The majority in Devon was well aware that its literal construction of Paragraph 3(c) required a strange result — even if perhaps not an absurd one. Although the Court in Devon acknowledged that it had literally construed the Devon leases to be “proceeds plus” leases entitling the lessors to receive even more than a fractional share of the lessee’s actual sales price at the point of sale, the Court went to great lengths to try to limit its specific holding to its facts, emphasizing that the parties’ lease was “bespoke,” that Paragraph 3(c) was “specially written,” and that the “inescapably broad” language in Paragraph 3(c) was “unusual,” “atypical,” and “quite clear in expressing the intent to deviate from the usual expectations regarding the allocation of postproduction costs.” Devon, 668 S.W.3d at 335, 338, 340, 345-46, 348-39.
But while the specific holding in Devon may have produced a strange result, the reasoning the Court used to get to that result was nothing new. As the Court has repeatedly emphasized over the years, it will enforce “leases exactly as they are written, according to their plain language.” Id. at 347; see Heritage Res., 939 S.W.2d at 121. The Court will continue to “construe commonly used terms in a uniform and predictable way,” but the parties to an oil and gas lease are — at their own risk — “free to make their own bargains.” Devon, 668 S.W.3d at 336, 346; see Nettye Engler Energy, LP v. BlueStone Nat. Res. II, LLC, 639 S.W.3d 682, 696 (Tex. 2022) (“Although mineral transactions are subject to certain presumptions that state the ‘usual’ rules, we have repeatedly affirmed that parties are free to make their own bargains, and courts are obligated to enforce agreements as the parties intended.”).

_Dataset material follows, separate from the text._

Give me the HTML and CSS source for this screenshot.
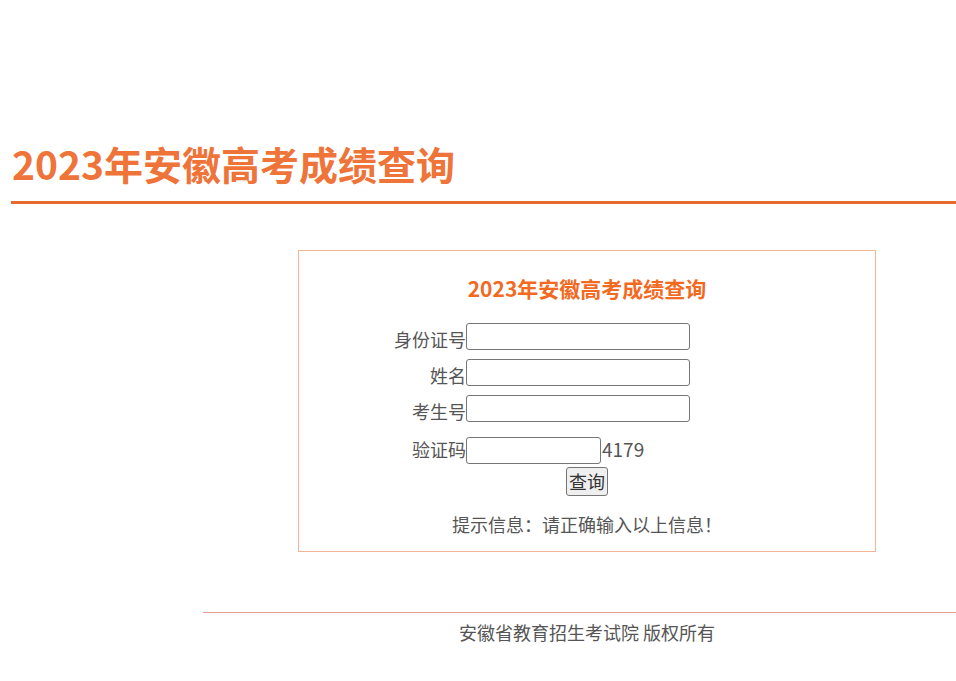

Perhaps the lasting impact of Devon is simply that parties should be careful if they choose to deviate from the basic rules of royalty calculation. As I recently noted:
"The scope and specific language of the royalty clause in an oil and gas lease should be something that the parties consider on the front end during negotiations, not on the back end during litigation. The parties should take care to ensure that the royalty clause in their lease actually says what they intend it to mean."
Byron C. Keeling, Fundamentals of Oil and Gas Royalty Calculation, 54 St. Mary’s L.J. 705, 740 (2023).